── Provided material

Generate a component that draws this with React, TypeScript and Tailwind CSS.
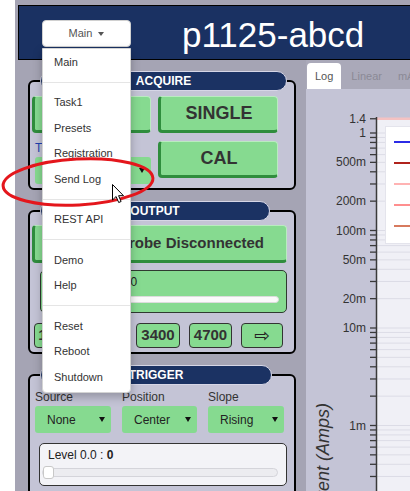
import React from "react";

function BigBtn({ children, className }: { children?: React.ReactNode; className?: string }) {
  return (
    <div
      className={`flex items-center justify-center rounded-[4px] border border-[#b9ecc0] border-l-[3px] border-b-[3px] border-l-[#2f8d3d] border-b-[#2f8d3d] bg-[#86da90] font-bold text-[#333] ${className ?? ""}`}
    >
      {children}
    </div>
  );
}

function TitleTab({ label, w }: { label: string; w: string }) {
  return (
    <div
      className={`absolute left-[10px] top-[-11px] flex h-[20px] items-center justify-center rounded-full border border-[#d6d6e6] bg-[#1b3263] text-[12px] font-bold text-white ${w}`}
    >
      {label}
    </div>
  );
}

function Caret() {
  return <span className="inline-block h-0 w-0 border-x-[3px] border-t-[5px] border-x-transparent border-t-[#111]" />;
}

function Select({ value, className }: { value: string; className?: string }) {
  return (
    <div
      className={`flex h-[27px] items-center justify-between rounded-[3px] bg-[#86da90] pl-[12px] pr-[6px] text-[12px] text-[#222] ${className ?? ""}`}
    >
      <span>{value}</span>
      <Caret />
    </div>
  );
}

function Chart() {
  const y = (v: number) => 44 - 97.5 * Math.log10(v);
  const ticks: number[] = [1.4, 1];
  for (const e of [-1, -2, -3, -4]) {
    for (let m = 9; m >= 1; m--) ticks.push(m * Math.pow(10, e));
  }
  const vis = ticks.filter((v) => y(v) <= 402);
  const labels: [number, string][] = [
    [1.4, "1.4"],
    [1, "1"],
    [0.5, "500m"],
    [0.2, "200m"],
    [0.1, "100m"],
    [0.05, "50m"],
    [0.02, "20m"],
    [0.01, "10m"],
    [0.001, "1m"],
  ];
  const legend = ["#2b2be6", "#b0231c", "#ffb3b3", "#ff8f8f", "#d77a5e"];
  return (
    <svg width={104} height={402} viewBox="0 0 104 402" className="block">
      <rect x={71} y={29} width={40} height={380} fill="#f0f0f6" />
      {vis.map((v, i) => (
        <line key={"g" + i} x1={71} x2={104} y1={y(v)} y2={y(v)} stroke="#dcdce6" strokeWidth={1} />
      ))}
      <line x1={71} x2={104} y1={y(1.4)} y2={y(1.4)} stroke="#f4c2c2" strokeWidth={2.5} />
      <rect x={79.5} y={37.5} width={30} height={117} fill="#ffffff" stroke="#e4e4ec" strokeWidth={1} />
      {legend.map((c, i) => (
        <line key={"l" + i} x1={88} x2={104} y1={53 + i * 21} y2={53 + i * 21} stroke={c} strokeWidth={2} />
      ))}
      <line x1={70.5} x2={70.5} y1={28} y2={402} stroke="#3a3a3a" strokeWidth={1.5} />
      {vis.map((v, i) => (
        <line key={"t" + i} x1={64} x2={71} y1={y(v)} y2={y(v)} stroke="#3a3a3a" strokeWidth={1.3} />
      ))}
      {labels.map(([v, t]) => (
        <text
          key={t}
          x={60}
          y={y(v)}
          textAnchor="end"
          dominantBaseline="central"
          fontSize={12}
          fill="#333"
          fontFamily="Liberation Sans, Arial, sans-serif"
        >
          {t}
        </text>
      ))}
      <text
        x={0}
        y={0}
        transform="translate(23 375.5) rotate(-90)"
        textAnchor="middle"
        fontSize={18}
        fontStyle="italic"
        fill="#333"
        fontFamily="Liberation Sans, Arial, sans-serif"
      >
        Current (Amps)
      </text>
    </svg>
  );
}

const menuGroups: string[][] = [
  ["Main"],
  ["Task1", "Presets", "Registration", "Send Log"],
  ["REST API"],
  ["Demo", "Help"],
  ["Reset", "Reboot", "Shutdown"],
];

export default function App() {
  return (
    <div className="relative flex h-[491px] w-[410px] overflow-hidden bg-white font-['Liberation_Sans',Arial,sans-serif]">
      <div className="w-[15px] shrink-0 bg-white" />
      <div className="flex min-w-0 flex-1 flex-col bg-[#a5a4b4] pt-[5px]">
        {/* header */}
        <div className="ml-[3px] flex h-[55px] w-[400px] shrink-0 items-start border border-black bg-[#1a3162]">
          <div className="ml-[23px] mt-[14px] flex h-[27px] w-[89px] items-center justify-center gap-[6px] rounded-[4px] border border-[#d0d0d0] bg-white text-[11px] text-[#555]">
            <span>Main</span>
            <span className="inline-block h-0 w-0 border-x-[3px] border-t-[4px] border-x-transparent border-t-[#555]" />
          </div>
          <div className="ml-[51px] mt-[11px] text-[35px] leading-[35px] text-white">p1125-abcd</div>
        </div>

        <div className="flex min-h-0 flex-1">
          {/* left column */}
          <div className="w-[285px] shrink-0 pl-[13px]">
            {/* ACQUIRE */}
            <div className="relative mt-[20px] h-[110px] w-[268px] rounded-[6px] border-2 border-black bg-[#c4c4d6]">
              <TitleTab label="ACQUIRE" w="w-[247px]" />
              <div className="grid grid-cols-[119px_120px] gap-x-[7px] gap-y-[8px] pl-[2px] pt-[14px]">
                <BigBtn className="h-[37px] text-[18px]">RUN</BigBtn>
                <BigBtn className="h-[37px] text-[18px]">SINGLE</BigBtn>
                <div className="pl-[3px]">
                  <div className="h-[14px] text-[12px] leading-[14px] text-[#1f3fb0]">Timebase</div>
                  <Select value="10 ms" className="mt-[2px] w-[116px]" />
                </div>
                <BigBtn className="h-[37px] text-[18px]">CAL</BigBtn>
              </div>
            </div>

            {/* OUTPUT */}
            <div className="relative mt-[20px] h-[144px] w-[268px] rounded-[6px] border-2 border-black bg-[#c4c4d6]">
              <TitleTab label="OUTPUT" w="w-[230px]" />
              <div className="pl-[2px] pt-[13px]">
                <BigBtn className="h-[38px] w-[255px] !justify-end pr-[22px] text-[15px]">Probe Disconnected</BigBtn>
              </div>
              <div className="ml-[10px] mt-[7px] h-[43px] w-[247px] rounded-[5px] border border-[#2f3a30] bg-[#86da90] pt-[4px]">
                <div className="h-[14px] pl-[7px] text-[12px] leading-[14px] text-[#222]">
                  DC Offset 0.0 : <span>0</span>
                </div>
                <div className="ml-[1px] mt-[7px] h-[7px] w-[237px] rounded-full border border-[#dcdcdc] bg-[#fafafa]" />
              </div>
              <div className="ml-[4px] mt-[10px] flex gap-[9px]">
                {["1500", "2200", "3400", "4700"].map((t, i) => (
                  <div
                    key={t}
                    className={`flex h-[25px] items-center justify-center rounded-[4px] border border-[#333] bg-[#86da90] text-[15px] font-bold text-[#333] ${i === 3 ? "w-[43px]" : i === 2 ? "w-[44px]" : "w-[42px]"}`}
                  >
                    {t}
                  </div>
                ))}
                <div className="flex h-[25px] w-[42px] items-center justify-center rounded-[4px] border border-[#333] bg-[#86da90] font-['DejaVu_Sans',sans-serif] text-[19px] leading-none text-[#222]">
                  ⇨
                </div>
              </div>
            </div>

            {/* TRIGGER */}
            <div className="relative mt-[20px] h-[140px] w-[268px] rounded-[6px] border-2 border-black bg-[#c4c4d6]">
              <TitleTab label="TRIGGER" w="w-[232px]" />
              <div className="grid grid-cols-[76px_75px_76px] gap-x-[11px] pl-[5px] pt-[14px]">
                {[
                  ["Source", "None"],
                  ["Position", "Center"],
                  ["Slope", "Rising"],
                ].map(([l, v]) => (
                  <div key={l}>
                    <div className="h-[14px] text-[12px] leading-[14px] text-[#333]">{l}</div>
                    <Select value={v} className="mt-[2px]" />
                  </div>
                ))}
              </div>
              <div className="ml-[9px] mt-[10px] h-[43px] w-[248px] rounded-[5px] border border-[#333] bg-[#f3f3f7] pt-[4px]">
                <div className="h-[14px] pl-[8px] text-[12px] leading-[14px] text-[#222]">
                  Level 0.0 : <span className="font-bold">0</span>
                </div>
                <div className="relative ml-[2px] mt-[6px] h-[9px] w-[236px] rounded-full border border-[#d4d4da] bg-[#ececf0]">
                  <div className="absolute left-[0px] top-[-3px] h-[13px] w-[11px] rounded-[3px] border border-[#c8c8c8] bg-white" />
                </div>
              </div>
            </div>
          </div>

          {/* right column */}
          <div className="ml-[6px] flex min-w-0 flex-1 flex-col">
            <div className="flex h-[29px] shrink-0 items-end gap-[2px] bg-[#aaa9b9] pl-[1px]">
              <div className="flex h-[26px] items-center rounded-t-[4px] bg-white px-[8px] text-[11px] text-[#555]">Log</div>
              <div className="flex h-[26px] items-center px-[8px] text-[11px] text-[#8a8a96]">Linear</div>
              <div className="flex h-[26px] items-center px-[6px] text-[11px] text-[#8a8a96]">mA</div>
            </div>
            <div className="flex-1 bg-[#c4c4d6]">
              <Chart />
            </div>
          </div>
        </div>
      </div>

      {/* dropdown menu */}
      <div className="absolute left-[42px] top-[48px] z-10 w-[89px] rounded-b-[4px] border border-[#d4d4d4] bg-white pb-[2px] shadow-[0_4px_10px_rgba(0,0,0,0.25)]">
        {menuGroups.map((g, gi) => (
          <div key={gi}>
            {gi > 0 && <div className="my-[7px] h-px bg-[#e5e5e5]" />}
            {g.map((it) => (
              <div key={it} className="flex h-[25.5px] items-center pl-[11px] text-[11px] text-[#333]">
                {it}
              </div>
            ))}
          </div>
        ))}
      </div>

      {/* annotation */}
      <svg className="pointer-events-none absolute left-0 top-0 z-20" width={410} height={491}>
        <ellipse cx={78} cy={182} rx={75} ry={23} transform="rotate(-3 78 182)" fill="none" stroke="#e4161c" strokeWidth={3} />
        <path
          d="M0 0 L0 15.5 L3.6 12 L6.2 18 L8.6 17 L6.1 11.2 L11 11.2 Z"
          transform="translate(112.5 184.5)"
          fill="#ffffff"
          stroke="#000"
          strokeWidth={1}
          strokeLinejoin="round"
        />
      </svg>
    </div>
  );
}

────

Objective
Print the data above verbatim from the first line through the line holding "import React from", leaving every picture out.

Response for this exercise
Generate a component that draws this with React, TypeScript and Tailwind CSS.
import React from "react";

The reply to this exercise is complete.